→ **Set problem**
Locate each line holding the string "React" and copy it.

####

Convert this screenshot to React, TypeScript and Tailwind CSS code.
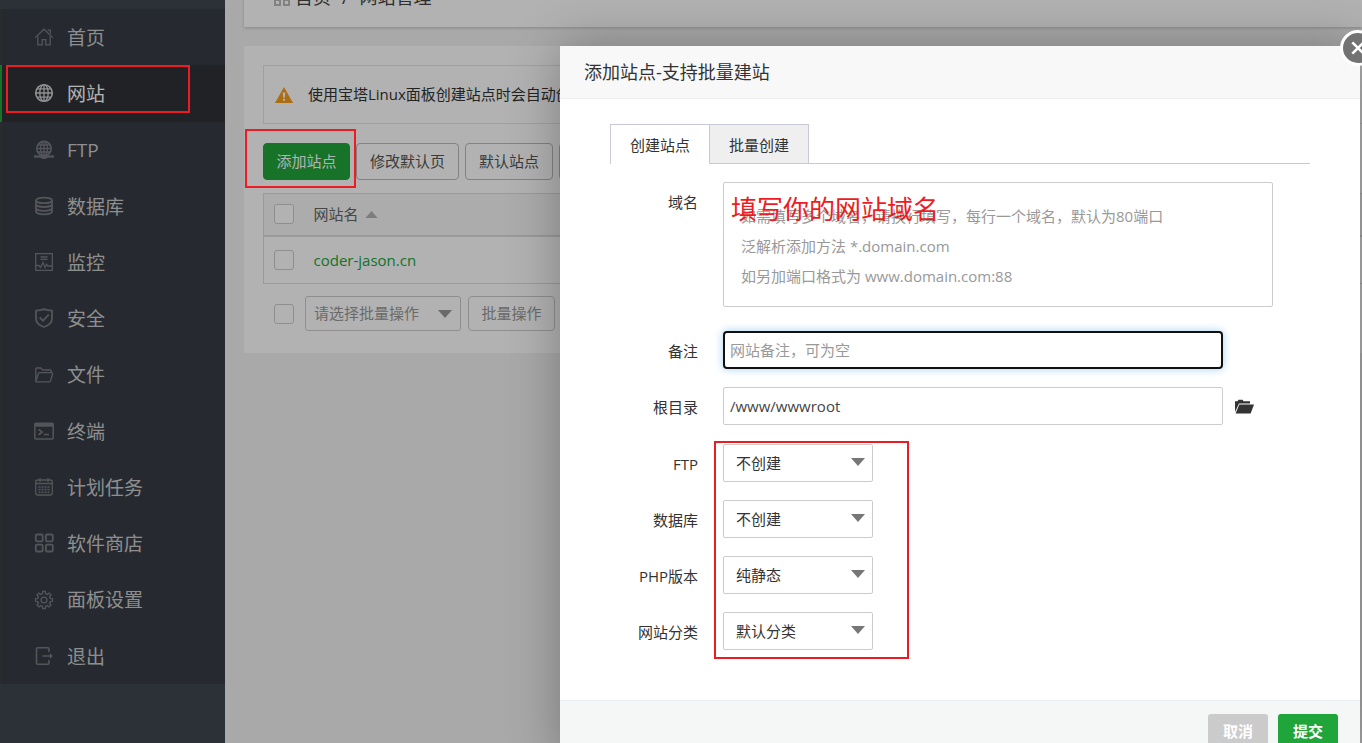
import React from "react";

type IconProps = { children: React.ReactNode };

function Icon({ children }: IconProps) {
  return (
    <svg
      aria-hidden="true"
      viewBox="0 0 20 20"
      className="size-5 shrink-0"
      fill="none"
      stroke="currentColor"
      strokeWidth="1.3"
    >
      {children}
    </svg>
  );
}

const menu: { label: string; icon: React.ReactNode; active?: boolean }[] = [
  {
    label: "首页",
    icon: (
      <>
        <path d="M1.2 10.6 10 2.2l8.8 8.4M3.8 9.4v8.4h4.4v-5.2h3.6v5.2h4.4V9.4M13.6 3.2h2.8v3.6" />
      </>
    ),
  },
  {
    label: "网站",
    active: true,
    icon: (
      <>
        <circle cx="10" cy="10" r="8.3" strokeWidth="1.6" />
        <ellipse cx="10" cy="10" rx="4.2" ry="8.3" />
        <path d="M10 1.7v16.6M1.7 10h16.6M3 5.9h14M3 14.1h14" />
      </>
    ),
  },
  {
    label: "FTP",
    icon: (
      <>
        <circle cx="10" cy="8.5" r="7.2" strokeWidth="1.6" />
        <ellipse cx="10" cy="8.5" rx="3.5" ry="7.2" />
        <path d="M10 1.3v14M2.8 8.5h14.4M4 5h12M4 12h12" />
        <path d="M0 16.5h20" strokeWidth="2.2" />
        <ellipse cx="10" cy="16.7" rx="2.8" ry="1.6" fill="currentColor" />
      </>
    ),
  },
  {
    label: "数据库",
    icon: (
      <g strokeWidth="1.8">
        <ellipse cx="10" cy="4.4" rx="8" ry="2.8" />
        <path d="M2 4.4v11.2c0 1.6 3.6 2.8 8 2.8s8-1.2 8-2.8V4.4M2 8.2C2 9.8 5.6 11 10 11s8-1.2 8-2.8M2 12c0 1.6 3.6 2.8 8 2.8s8-1.2 8-2.8" />
      </g>
    ),
  },
  {
    label: "监控",
    icon: (
      <>
        <path d="M1.7 1.7h16.6v16.6H1.7z" />
        <path d="M6.5 5h7M6.5 7.3h7M2 13.5h3l1.5 2 2.5-5 2 5 1.5-3 1.3 1.5H18" />
      </>
    ),
  },
  {
    label: "安全",
    icon: (
      <g strokeWidth="1.8">
        <path d="M10 1.2c-2.3 1-5 1.4-8 1.5v8c0 4 3.6 6.8 8 8.3 4.4-1.5 8-4.3 8-8.3v-8c-3-.1-5.7-.5-8-1.5z" />
        <path d="m5.7 9.5 3.3 3.2 5.8-6" />
      </g>
    ),
  },
  {
    label: "文件",
    icon: (
      <path d="M1.8 16.5V4.2c0-.7.4-1.2 1-1.2h4l2 2h7.4c.6 0 1 .4 1 1v1.5M1.8 16.5 4.3 8.6c.2-.7.6-1 1.2-1h12.2c.8 0 1.1.5.9 1.2l-2 7c-.2.7-.6 1-1.2 1H2.6c-.6 0-.8-.1-.8-.3z" />
    ),
  },
  {
    label: "终端",
    icon: (
      <>
        <rect x=".8" y="2.3" width="18.4" height="15.6" rx="1" strokeWidth="1.5" />
        <path d="M1 4h18" strokeWidth="3.4" />
        <path d="m4.5 8.3 3.7 2.7-3.7 2.8M10 13.5h5" strokeWidth="1.6" />
      </>
    ),
  },
  {
    label: "计划任务",
    icon: (
      <>
        <rect x="1.7" y="3" width="16.6" height="15" rx="2" />
        <path d="M2 6.5h16M6 1v4M14 1v4" />
        <path d="M4.5 10h11M4.5 12.6h11M4.5 15.2h11" strokeWidth="1.5" strokeDasharray="2 1" />
      </>
    ),
  },
  {
    label: "软件商店",
    icon: (
      <g strokeWidth="1.8">
        <rect x="1.8" y="1.5" width="6.9" height="6.9" rx="1.3" />
        <rect x="11.9" y="1.5" width="6.9" height="6.9" rx="1.3" />
        <rect x="1.8" y="11.6" width="6.9" height="6.9" rx="1.3" />
        <rect x="11.9" y="11.6" width="6.9" height="6.9" rx="1.3" />
      </g>
    ),
  },
  {
    label: "面板设置",
    icon: (
      <>
        <path d="M8.3 3.8 8.7 1.5h2.6l.4 2.3 1.5.6 1.9-1.3L17 5l-1.4 1.9.6 1.4 2.3.4v2.6l-2.3.4-.6 1.5L17 15l-1.9 1.9-1.9-1.3-1.5.6-.4 2.3H8.7l-.4-2.3-1.5-.6-1.9 1.3L3 15l1.4-1.8-.6-1.5-2.3-.4V8.7l2.3-.4.6-1.4L3 5l1.9-1.9 1.9 1.3z" />
        <circle cx="10" cy="10" r="2.9" />
      </>
    ),
  },
  {
    label: "退出",
    icon: (
      <g strokeWidth="1.6">
        <path d="M15 6V3c0-.7-.4-1.2-1.2-1.2H3.7c-.8 0-1.2.5-1.2 1.2v14c0 .8.4 1.2 1.2 1.2h10.1c.8 0 1.2-.4 1.2-1.2v-3M8.5 10h9" />
        <path d="m15.8 7 3.2 3-3.2 3z" fill="currentColor" stroke="none" />
      </g>
    ),
  },
];

function Caret({ up = false, className = "" }: { up?: boolean; className?: string }) {
  return (
    <svg aria-hidden="true" viewBox="0 0 14 8" className={className} fill="currentColor">
      <path d={up ? "M0 8 7 0l7 8z" : "M0 0h14L7 8z"} />
    </svg>
  );
}

function Sidebar() {
  return (
    <nav className="w-[225px] shrink-0 bg-[#40454f] pt-[9px]">
      <ul className="grid h-[675px] grid-rows-12 bg-[#373d46]">
        {menu.map((m) => (
          <li key={m.label} className="grid">
            <a
              href="#"
              className={
                m.active
                  ? "flex items-center gap-[13px] border-l-2 border-[#20a53a] bg-[#2e3137] pl-8 text-[19px] text-white"
                  : "flex items-center gap-[13px] border-l-2 border-[#3c403f] pl-8 text-[19px] text-[#cccccc]"
              }
            >
              <span className={m.active ? "text-[#d0d0d0]" : "text-[#787a7e]"}>
                <Icon>{m.icon}</Icon>
              </span>
              <span className="pt-[2px]">{m.label}</span>
            </a>
          </li>
        ))}
      </ul>
    </nav>
  );
}

function Check({ label }: { label: string }) {
  return (
    <input
      type="checkbox"
      aria-label={label}
      className="block size-5 shrink-0 appearance-none rounded-[3px] border border-[#cccccc] bg-white"
    />
  );
}

function SitePage() {
  const button = "h-[37px] shrink-0 rounded-[4px] border border-[#bbbbbb] px-[13px] text-[15px] text-[#555555]";
  return (
    <main className="min-w-0 flex-1 overflow-hidden bg-[#f2f2f2] pl-[19px]">
      <div className="-mt-8 flex h-[59px] items-center bg-white pl-[30px] text-[18px] text-[#444444] shadow-[0_1px_3px_rgba(0,0,0,0.2)]">
        <svg aria-hidden="true" viewBox="0 0 16 16" className="mr-[5px] size-4" fill="none" stroke="#bbbbbb" strokeWidth="2">
          <rect x="1" y="1" width="5" height="5" />
          <rect x="10" y="1" width="5" height="5" />
          <rect x="1" y="10" width="5" height="5" />
          <rect x="10" y="10" width="5" height="5" />
        </svg>
        <a href="#">首页</a>
        <span className="mx-[11px]">/</span>
        <span>网站管理</span>
      </div>
      <section className="mt-[19px] bg-white pt-[19px] pb-[22px] pl-[19px]">
        <div className="flex h-[59px] items-center gap-[15px] border border-r-0 border-[#e6e6e6] pl-[11px] text-[15px] whitespace-nowrap text-[#333333]">
          <svg aria-hidden="true" viewBox="0 0 18 16" className="h-4 w-[18px] shrink-0">
            <path d="M9 0 18 16H0z" fill="#f79e1b" />
            <path d="M7.6 5.5h2.8l-.7 5.2H8.3zM8 11.8h2v2H8z" fill="#ffffff" />
          </svg>
          <p>使用宝塔Linux面板创建站点时会自动创建权限相同的FTP账号</p>
        </div>
        <div className="mt-[19px] flex gap-[6px]">
          <button className="h-[37px] w-[87px] shrink-0 rounded-[4px] border border-[#20a53a] bg-[#20a53a] text-[15px] text-white">
            添加站点
          </button>
          <button className={button}>修改默认页</button>
          <button className={button}>默认站点</button>
          <button className={button}>分类管理</button>
        </div>
        <table className="mt-[13px] w-full border-collapse border border-r-0 border-[#dddddd] text-left text-[15px]">
          <thead>
            <tr className="h-[42px] border-b-2 border-[#dddddd] bg-[#f6f6f6] text-[#666666]">
              <th className="w-10 pl-[10px]">
                <Check label="全选网站" />
              </th>
              <th className="pl-[10px] font-normal">
                <span className="flex items-center gap-[6px]">
                  网站名
                  <Caret up className="h-[7px] w-[13px] text-[#b4b4b4]" />
                </span>
              </th>
            </tr>
          </thead>
          <tbody>
            <tr className="h-[48px]">
              <td className="w-10 pl-[10px]">
                <Check label="选择 coder-jason.cn" />
              </td>
              <td className="pl-[10px]">
                <a href="#" className="text-[#20a53a]">
                  coder-jason.cn
                </a>
              </td>
            </tr>
          </tbody>
        </table>
        <div className="mt-3 flex items-center pl-[11px]">
          <Check label="批量选择" />
          <div className="relative ml-[11px]">
            <select
              aria-label="批量操作类型"
              className="h-[35px] w-[156px] appearance-none rounded-[3px] border border-[#cccccc] bg-white pl-2 text-[15px] text-[#999999]"
            >
              <option>请选择批量操作</option>
            </select>
            <Caret className="pointer-events-none absolute top-[14px] right-[9px] h-2 w-[14px] text-[#999999]" />
          </div>
          <button className="ml-[7px] h-[35px] w-[87px] rounded-[4px] border border-[#cccccc] text-[15px] text-[#999999]">
            批量操作
          </button>
        </div>
      </section>
    </main>
  );
}

function Row({ label, id, children }: { label: string; id: string; children: React.ReactNode }) {
  return (
    <div className="flex items-start">
      <label htmlFor={id} className="w-[138px] shrink-0 pt-2 text-right text-[15px] leading-6">
        {label}
      </label>
      <div className="ml-[25px] flex min-w-0 flex-1 items-center">{children}</div>
    </div>
  );
}

const selects = [
  { id: "ftp", label: "FTP", value: "不创建" },
  { id: "database", label: "数据库", value: "不创建" },
  { id: "php", label: "PHP版本", value: "纯静态" },
  { id: "category", label: "网站分类", value: "默认分类" },
];

function AddSiteDialog() {
  return (
    <section
      role="dialog"
      aria-label="添加站点"
      className="relative w-[800px] bg-white text-[15px] text-[#333333] shadow-[1px_1px_50px_rgba(0,0,0,0.3)]"
    >
      <h2 className="flex h-[53px] items-center border-b border-[#eeeeee] bg-[#f8f8f8] px-6 text-[18px]">
        添加站点-支持批量建站
      </h2>
      <button aria-label="关闭" className="absolute -top-4 -right-4 size-9">
        <svg viewBox="0 0 36 36" className="size-9">
          <circle cx="18" cy="18" r="16.5" fill="#737373" stroke="#ffffff" strokeWidth="3" />
          <path d="m12.3 12.3 11.4 11.4M23.7 12.3 12.3 23.7" stroke="#ffffff" strokeWidth="2.6" />
        </svg>
      </button>

      <div className="mx-[50px] mt-[25px] flex">
        <button className="h-10 w-[99px] border-t border-l border-[#c9c8d6] pt-[2px]">创建站点</button>
        <button className="h-10 w-[100px] border border-[#c9c8d6] bg-[#efefef] pt-[2px]">批量创建</button>
        <span className="flex-1 border-b border-[#c9c8d0]" />
      </div>

      <form className="pt-[18px]" onSubmit={(e) => e.preventDefault()}>
        <div className="relative">
          <Row id="domain" label="域名">
            <textarea
              id="domain"
              placeholder={
                "如需填写多个域名，请换行填写，每行一个域名，默认为80端口\n泛解析添加方法 *.domain.com\n如另加端口格式为 www.domain.com:88"
              }
              className="block h-[125px] w-[550px] resize-none overflow-hidden rounded-[2px] border border-[#cccccc] px-[17px] pt-[18px] leading-[30px] placeholder:text-[#999999]"
            />
          </Row>
          <p className="pointer-events-none absolute top-[7px] left-[171px] text-[26px] leading-10 text-[#ed1c24]">
            填写你的网站域名
          </p>
        </div>

        <div className="mt-6 grid gap-[18px]">
          <Row id="remark" label="备注">
            <input
              id="remark"
              placeholder="网站备注，可为空"
              className="h-[38px] w-[500px] rounded-[4px] border-2 border-[#101010] px-[5px] shadow-[0_0_9px_rgba(102,175,233,0.6)] outline-none placeholder:text-[#999999]"
            />
          </Row>
          <Row id="root-dir" label="根目录">
            <input
              id="root-dir"
              defaultValue="/www/wwwroot"
              className="h-[38px] w-[500px] rounded-[2px] border border-[#cccccc] px-[6px] text-[#444444]"
            />
            <button type="button" aria-label="选择目录" className="ml-3">
              <svg viewBox="0 0 19 15" className="h-[15px] w-[19px]" fill="#333333">
                <path d="M0 13V2.2h2.5L3.5.8h4l1 1.4H15v2.3H4z" />
                <path d="M4.3 5.6H19L15.6 14.5H.6z" />
              </svg>
            </button>
          </Row>
          <div className="relative grid gap-[18px] pt-px">
            {selects.map((s) => (
              <Row key={s.id} id={s.id} label={s.label}>
                <div className="relative">
                  <select
                    id={s.id}
                    className="block h-[38px] w-[150px] appearance-none rounded-[2px] border border-[#cccccc] bg-white pl-3"
                  >
                    <option>{s.value}</option>
                  </select>
                  <Caret className="pointer-events-none absolute top-[14px] right-2 h-2 w-[14px] text-[#777777]" />
                </div>
              </Row>
            ))}
            <span className="pointer-events-none absolute -top-[2px] -bottom-[9px] left-[154px] w-[195px] border-2 border-[#ed1c24]" />
          </div>
        </div>
      </form>

      <footer className="mt-[50px] flex justify-end gap-[10px] border-t border-[#edf0f0] bg-[#f5f7f7] px-[22px] py-[13px] font-bold text-white">
        <button className="h-[35px] w-[60px] rounded-[3px] bg-[#cbcbcb]">取消</button>
        <button className="h-[35px] w-[60px] rounded-[3px] bg-[#20a53a]">提交</button>
      </footer>
    </section>
  );
}

export default function App() {
  return (
    <div className="relative flex h-screen overflow-hidden font-['Open_Sans','Noto_Sans_CJK_SC',sans-serif]">
      <Sidebar />
      <SitePage />
      <div className="absolute inset-0 flex items-start justify-end overflow-hidden bg-black/30 pt-[46px] pr-[2px]">
        <AddSiteDialog />
      </div>
      <span className="pointer-events-none absolute top-[65px] left-[6px] h-12 w-[184px] border-2 border-[#ed1c24]" />
      <span className="pointer-events-none absolute top-[129px] left-[245px] h-[59px] w-[111px] border-2 border-[#ed1c24]" />
    </div>
  );
}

####

→ **Correct output**
Convert this screenshot to React, TypeScript and Tailwind CSS code.
import React from "react";
type IconProps = { children: React.ReactNode };
const menu: { label: string; icon: React.ReactNode; active?: boolean }[] = [
function Row({ label, id, children }: { label: string; id: string; children: React.ReactNode }) {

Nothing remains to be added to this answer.